If there really are orphanages full of desperate children, then governments are doing an incredibly poor job of matching them up with willing and capable parents.

Comment Re:Take HR out of the loop as well some of staffin (Score 4, Insightful) 274

HR is for the cattle.

Indeed. Most of our people were hired either through referrals, or through our internship program. Less than 10% were hired by submitting a resume to HR. Instead of shotgunning resumes, you should be using your network.
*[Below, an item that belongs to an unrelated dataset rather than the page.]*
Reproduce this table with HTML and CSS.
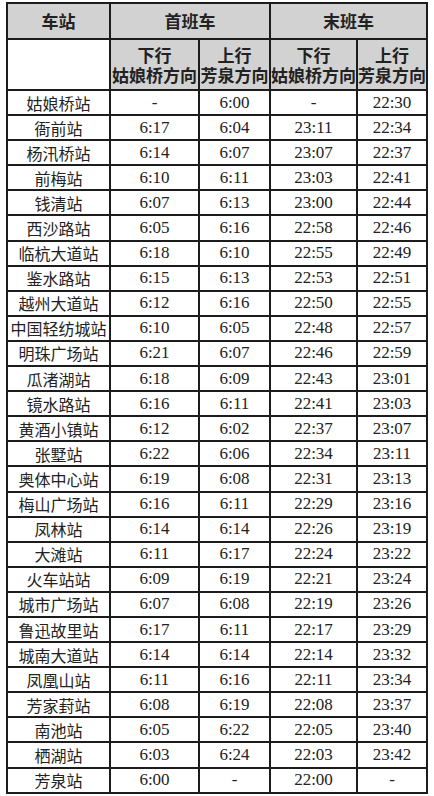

If you don't have a network, you need to start building one: go to meetups, volunteer for a FOSS project, etc.

Comment Re:Middlemen: the official plague of the modern ag (Score 5, Insightful) 309

Manufacturers, factories, etc don't want the headaches of dealing with uniformed idiots.

If manufacturers don't want to deal directly, they why do we need laws prohibiting them from doing so?

Middlemen provide slack, and options for the supply chain.

If middlemen really added value, then customers would be willing to pay for that value, without government coercion.

Comment Re:Technicians and engineers, really? (Score 2, Informative) 213

'our [human] workers will then become unemployed ,' Gou said.


Unlikely. Automation has not lead to mass unemployment in the past, and there is little reason to think this time will be any different. China is transitioning to a service economy much faster than western nations did, and due to the one child policy, China's labor force has already peaked, and it will be more and more difficult for companies to find enough workers.

Comment Re:This is what happens (Score 2) 224

it is difficult to make money with free software, more so than commercial software.

I have seen no evidence that this is true. Most people that start a free software business fail. Most people that start a proprietary software business fail. But among the people I know, the failure rate for the former is lower.